Out of the lines below, please list those that hold the string "code".
════════
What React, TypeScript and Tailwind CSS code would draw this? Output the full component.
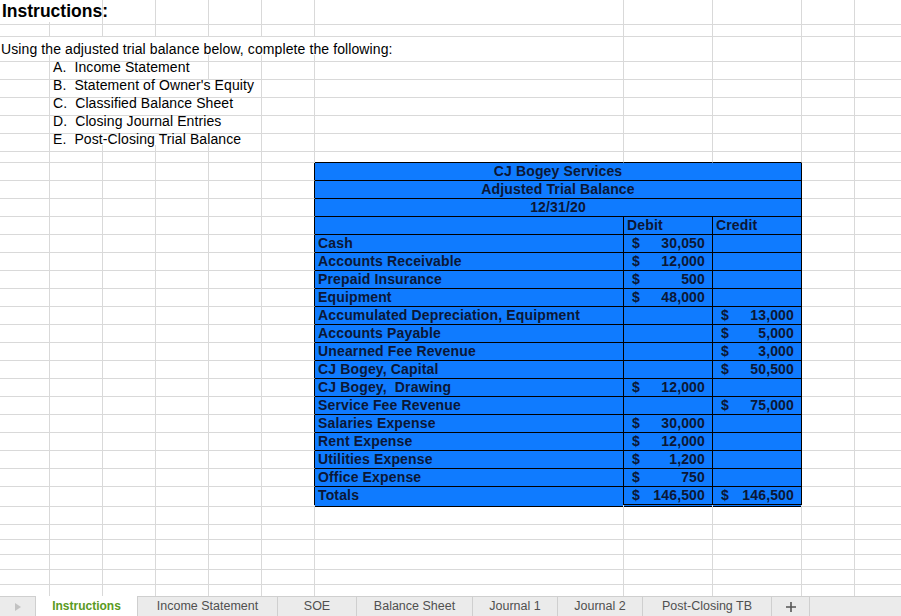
import { ReactNode } from "react";

// column widths: 50 53 53 53 53 53 309 89 89 53 53
const GRID = "grid grid-cols-[50px_53px_53px_53px_53px_53px_309px_89px_89px_53px_53px]";
const NCOLS = 11;
const SPAN: Record<number, string> = {
  1: "col-span-1",
  2: "col-span-2",
  3: "col-span-3",
  4: "col-span-4",
  5: "col-span-5",
  6: "col-span-6",
  7: "col-span-7",
};

type Cell = {
  c: number;
  span?: number;
  node?: ReactNode;
  cls?: string;
  right?: "black" | "none";
  bottom?: "black" | "double";
};

function SheetRow({ h, cells }: { h: string; cells: Cell[] }) {
  const out: ReactNode[] = [];
  let c = 0;
  while (c < NCOLS) {
    const cell = cells.find((x) => x.c === c);
    const span = cell?.span ?? 1;
    const rc =
      cell?.right === "black" ? "border-r-black" : cell?.right === "none" ? "border-r-transparent" : "border-r-[#d9d9d9]";
    const bc =
      cell?.bottom === "black"
        ? "border-b-black"
        : cell?.bottom === "double"
        ? "border-b-[3px] border-double border-b-black"
        : "border-b-[#d9d9d9]";
    out.push(
      <div key={c} className={`${SPAN[span]} border-r border-b ${rc} ${bc} whitespace-pre min-w-0 ${cell?.cls ?? ""}`}>
        {cell?.node}
      </div>
    );
    c += span;
  }
  return <div className={`${GRID} ${h}`}>{out}</div>;
}

const BLUE = "bg-[#0f7bff] text-[#0b1736] font-bold text-[14px] leading-[17px] tracking-[0.15px]";

type Acct = { name: string; debit?: string; credit?: string };

const accounts: Acct[] = [
  { name: "Cash", debit: "30,050" },
  { name: "Accounts Receivable", debit: "12,000" },
  { name: "Prepaid Insurance", debit: "500" },
  { name: "Equipment", debit: "48,000" },
  { name: "Accumulated Depreciation, Equipment", credit: "13,000" },
  { name: "Accounts Payable", credit: "5,000" },
  { name: "Unearned Fee Revenue", credit: "3,000" },
  { name: "CJ Bogey, Capital", credit: "50,500" },
  { name: "CJ Bogey,  Drawing", debit: "12,000" },
  { name: "Service Fee Revenue", credit: "75,000" },
  { name: "Salaries Expense", debit: "30,000" },
  { name: "Rent Expense", debit: "12,000" },
  { name: "Utilities Expense", debit: "1,200" },
  { name: "Office Expense", debit: "750" },
];

function Money({ v }: { v?: string }) {
  if (!v) return null;
  return (
    <div className="flex justify-between pl-[8px] pr-[7px]">
      <span>$</span>
      <span>{v}</span>
    </div>
  );
}

const tasks = [
  { t: "A.  Income Statement", span: 3 },
  { t: "B.  Statement of Owner's Equity", span: 4 },
  { t: "C.  Classified Balance Sheet", span: 4 },
  { t: "D.  Closing Journal Entries", span: 4 },
  { t: "E.  Post-Closing Trial Balance", span: 4 },
];

const tabs = [
  { name: "Instructions", w: "w-[102px]", active: true },
  { name: "Income Statement", w: "w-[140px]" },
  { name: "SOE", w: "w-[79px]" },
  { name: "Balance Sheet", w: "w-[116px]" },
  { name: "Journal 1", w: "w-[85px]" },
  { name: "Journal 2", w: "w-[85px]" },
  { name: "Post-Closing TB", w: "w-[129px]" },
];

export default function App() {
  const tableLeft: Cell = { c: 5, right: "black" };
  return (
    <div className="h-screen w-full flex flex-col bg-white overflow-hidden font-['Liberation_Sans',Arial,sans-serif] text-black">
      <div className="flex-1 overflow-hidden">
        <SheetRow
          h="h-[22px]"
          cells={[
            {
              c: 0,
              span: 2,
              node: <span className="pl-[2px] text-[17.5px] font-bold leading-[21px]">Instructions:</span>,
            },
          ]}
        />
        <SheetRow h="h-[15px]" cells={[]} />
        <SheetRow
          h="h-[18px]"
          cells={[
            {
              c: 0,
              span: 7,
              node: (
                <span className="pl-[1px] text-[14px] leading-[17px] tracking-[0.1px]">
                  Using the adjusted trial balance below, complete the following:
                </span>
              ),
            },
          ]}
        />
        {tasks.map((t) => (
          <SheetRow
            key={t.t}
            h="h-[18px]"
            cells={[
              {
                c: 1,
                span: t.span,
                node: <span className="pl-[3px] text-[14px] leading-[17px] tracking-[0.1px]">{t.t}</span>,
              },
            ]}
          />
        ))}
        <SheetRow
          h="h-[18px]"
          cells={[
            { c: 6, bottom: "black" },
            { c: 7, bottom: "black" },
            { c: 8, bottom: "black" },
          ]}
        />
        {["CJ Bogey Services", "Adjusted Trial Balance", "12/31/20"].map((t) => (
          <SheetRow
            key={t}
            h="h-[18px]"
            cells={[
              tableLeft,
              { c: 6, span: 3, right: "black", bottom: "black", cls: `${BLUE} text-center`, node: t },
            ]}
          />
        ))}
        <SheetRow
          h="h-[18px]"
          cells={[
            tableLeft,
            { c: 6, right: "black", bottom: "black", cls: BLUE },
            { c: 7, right: "black", bottom: "black", cls: `${BLUE} pl-[3px]`, node: "Debit" },
            { c: 8, right: "black", bottom: "black", cls: `${BLUE} pl-[3px]`, node: "Credit" },
          ]}
        />
        {accounts.map((a) => (
          <SheetRow
            key={a.name}
            h="h-[18px]"
            cells={[
              tableLeft,
              { c: 6, right: "black", bottom: "black", cls: `${BLUE} pl-[3px]`, node: a.name },
              { c: 7, right: "black", bottom: "black", cls: BLUE, node: <Money v={a.debit} /> },
              { c: 8, right: "black", bottom: "black", cls: BLUE, node: <Money v={a.credit} /> },
            ]}
          />
        ))}
        <SheetRow
          h="h-[18px]"
          cells={[
            tableLeft,
            { c: 6, right: "black", bottom: "black", cls: `${BLUE} pl-[3px]`, node: "Totals" },
            { c: 7, right: "black", bottom: "double", cls: BLUE, node: <Money v="146,500" /> },
            { c: 8, right: "black", bottom: "double", cls: BLUE, node: <Money v="146,500" /> },
          ]}
        />
        <SheetRow h="h-[20px]" cells={[]} />
        {Array.from({ length: 6 }).map((_, i) => (
          <SheetRow key={i} h="h-[15px]" cells={[]} />
        ))}
      </div>

      <div className="h-[20px] shrink-0 flex bg-[#ebebeb] border-t border-[#cfcfcf] text-[12.5px] text-[#505050]">
        <div className="w-[36px] flex items-center justify-center border-r border-[#cfcfcf]">
          <svg width="8" height="10" viewBox="0 0 8 10">
            <path d="M1 1 L7 5 L1 9 Z" fill="#c2c2c2" />
          </svg>
        </div>
        {tabs.map((t) => (
          <div
            key={t.name}
            className={`${t.w} flex items-center justify-center border-r border-[#cfcfcf] ${
              t.active ? "bg-white text-[#5a9a22] font-bold text-[12px] -mt-px" : ""
            }`}
          >
            {t.name}
          </div>
        ))}
        <div className="w-[38px] flex items-center justify-center border-r border-[#cfcfcf]">
          <svg width="12" height="12" viewBox="0 0 12 12">
            <path d="M6 1 V11 M1 6 H11" stroke="#555" strokeWidth="1.6" />
          </svg>
        </div>
        <div className="flex-1" />
      </div>
    </div>
  );
}
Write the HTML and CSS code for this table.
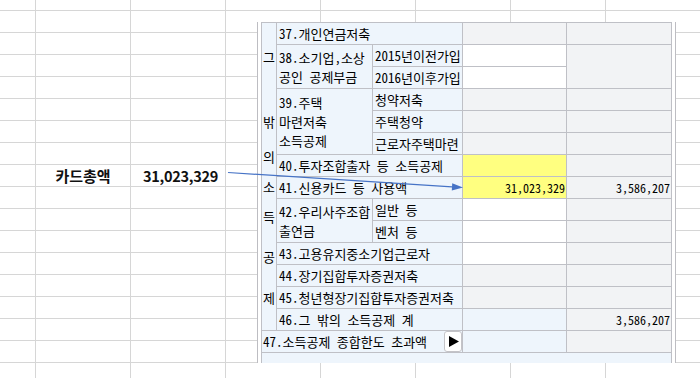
FILE: index.html
```html
<!DOCTYPE html>
<html lang="ko">
<head>
<meta charset="utf-8">
<title>그 밖의 소득공제</title>
<link rel="stylesheet" href="styles.css">
</head>
<body>
<div class="sheet">
  <div class="total-label">카드총액</div>
  <div class="total-value">31,023,329</div>
</div>

<div class="panel">
  <div class="form">
    <div class="c side">
      <span class="ch s1">그</span>
      <span class="ch s2">밖</span>
      <span class="ch s3">의</span>
      <span class="ch s4">소</span>
      <span class="ch s5">득</span>
      <span class="ch s6">공</span>
      <span class="ch s7">제</span>
    </div>

    <div class="c lbl span-c2">37.개인연금저축</div>
    <div class="c g"></div>
    <div class="c g"></div>

    <div class="c lbl multi span-r2">38.소기업,소상<br>공인 공제부금</div>
    <div class="c lbl">2015년이전가입</div>
    <div class="c w"></div>
    <div class="c g span-r2"></div>
    <div class="c lbl">2016년이후가입</div>
    <div class="c w"></div>

    <div class="c lbl multi span-r3">39.주택<br>마련저축<br>소득공제</div>
    <div class="c lbl">청약저축</div>
    <div class="c g"></div>
    <div class="c g"></div>
    <div class="c lbl">주택청약</div>
    <div class="c g"></div>
    <div class="c g"></div>
    <div class="c lbl">근로자주택마련</div>
    <div class="c g"></div>
    <div class="c g"></div>

    <div class="c lbl span-c2">40.투자조합출자 등 소득공제</div>
    <div class="c y"></div>
    <div class="c g"></div>

    <div class="c lbl span-c2">41.신용카드 등 사용액</div>
    <div class="c y num">31,023,329</div>
    <div class="c g num">3,586,207</div>

    <div class="c lbl multi span-r2">42.우리사주조합<br>출연금</div>
    <div class="c lbl">일반 등</div>
    <div class="c w"></div>
    <div class="c g"></div>
    <div class="c lbl">벤처 등</div>
    <div class="c w"></div>
    <div class="c g"></div>

    <div class="c lbl span-c2">43.고용유지중소기업근로자</div>
    <div class="c w"></div>
    <div class="c g"></div>

    <div class="c lbl span-c2">44.장기집합투자증권저축</div>
    <div class="c g"></div>
    <div class="c g"></div>

    <div class="c lbl span-c2">45.청년형장기집합투자증권저축</div>
    <div class="c g"></div>
    <div class="c g"></div>

    <div class="c lbl span-c2">46.그 밖의 소득공제 계</div>
    <div class="c lbl"></div>
    <div class="c g num">3,586,207</div>

    <div class="c lbl span-c3 total-row">
      <span class="total-text">47.소득공제 종합한도 초과액</span>
      <span class="go-btn">
        <svg width="10" height="11" viewBox="0 0 10 11" aria-hidden="true"><polygon points="0,0 10,5.5 0,11" fill="#000"/></svg>
      </span>
    </div>
    <div class="c lbl"></div>
    <div class="c g"></div>
  </div>
  <div class="panel-foot"></div>
</div>

<svg class="arrow" width="700" height="378" viewBox="0 0 700 378" aria-hidden="true">
  <line x1="228" y1="172.5" x2="452" y2="186.8" stroke="#4673c6" stroke-width="1.2"/>
  <polygon points="463,187.5 452.2,183.2 451.8,190.4" fill="#4673c6"/>
</svg>
</body>
</html>
```

FILE: styles.css
```css
html, body {
  margin: 0;
  padding: 0;
}

body {
  width: 700px;
  height: 378px;
  overflow: hidden;
  position: relative;
  background-color: #ffffff;
  background-image:
    repeating-linear-gradient(to bottom, transparent 0 21px, #d6d6d6 21px 22px),
    repeating-linear-gradient(to right, transparent 0 94px, #d6d6d6 94px 95px);
  background-position: 0 -11px, -59px 0;
  font-family: "Noto Sans CJK KR", "Noto Sans", sans-serif;
  color: #000;
}

/* spreadsheet cells behind the form */
.sheet {
  display: grid;
  grid-template-columns: 36px 95px 95px;
  grid-template-rows: 11px repeat(7, 22px) 21px;
}

.total-label,
.total-value {
  grid-row: 9;
  display: flex;
  align-items: center;
  font-weight: 700;
  line-height: 21px;
  color: #111;
}

.total-label {
  grid-column: 2;
  justify-content: center;
  padding-right: 1px;
  font-size: 15px;
}

.total-value {
  grid-column: 3;
  justify-content: flex-end;
  padding-right: 8px;
  font-size: 14.5px;
  letter-spacing: -0.3px;
}

/* floating form panel */
.panel {
  position: absolute;
  left: 257px;
  top: 22px;
  width: 419px;
  padding: 0 3px;
  box-sizing: border-box;
  border-left: 1px solid #bdbdc2;
  border-right: 1px solid #bdbdc2;
  background: #ffffff;
}

.form {
  display: grid;
  grid-template-columns: 14px 95px 89px 103px 104px;
  grid-auto-rows: 21px;
  gap: 1px;
  padding: 1px;
  background: #bfc0c6;
  width: 411px;
  box-sizing: border-box;
  font-family: "Noto Sans Mono CJK KR", "Noto Sans CJK KR", monospace;
  font-size: 13px;
}

.panel-foot {
  width: 411px;
  height: 10px;
  box-sizing: border-box;
  border-left: 1px solid #bfc0c6;
  border-right: 1px solid #bfc0c6;
  background: #eef5fc;
}

.c {
  display: flex;
  align-items: center;
  padding: 0 0 0 2px;
  white-space: nowrap;
  overflow: hidden;
  line-height: 15px;
}

.lbl { background: #eef5fc; }
.g   { background: #f2f3f5; }
.w   { background: #ffffff; }
.y   { background: #ffff80; }

.num {
  justify-content: flex-end;
  padding: 0 1px 0 0;
  font-size: 12px;
}

.multi { line-height: 19px; }

.span-c2 { grid-column: span 2; }
.span-c3 { grid-column: span 3; }
.span-r2 { grid-row: span 2; }
.span-r3 { grid-row: span 3; }

/* vertical title column */
.side {
  grid-row: span 14;
  background: #eef5fc;
  flex-direction: column;
  align-items: center;
  justify-content: flex-start;
  padding: 0;
}

.ch {
  display: block;
  height: 14px;
  line-height: 14px;
}

.s1 { margin-top: 27px; }
.s2 { margin-top: 51px; }
.s3 { margin-top: 21px; }
.s4 { margin-top: 16px; }
.s5 { margin-top: 16px; }
.s6 { margin-top: 26px; }
.s7 { margin-top: 27px; }

/* row 47 */
.total-row {
  justify-content: space-between;
  padding: 0 0 0 1px;
}

.go-btn {
  width: 18px;
  height: 21px;
  box-sizing: border-box;
  border: 1px solid #c4c4c8;
  border-radius: 3px;
  background: #ffffff;
  display: flex;
  align-items: center;
  justify-content: center;
  padding-left: 1px;
}

.go-btn svg {
  display: block;
}

.arrow {
  position: absolute;
  left: 0;
  top: 0;
  pointer-events: none;
}
```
════════
## The solution
What React, TypeScript and Tailwind CSS code would draw this? Output the full component.
Write the HTML and CSS code for this table.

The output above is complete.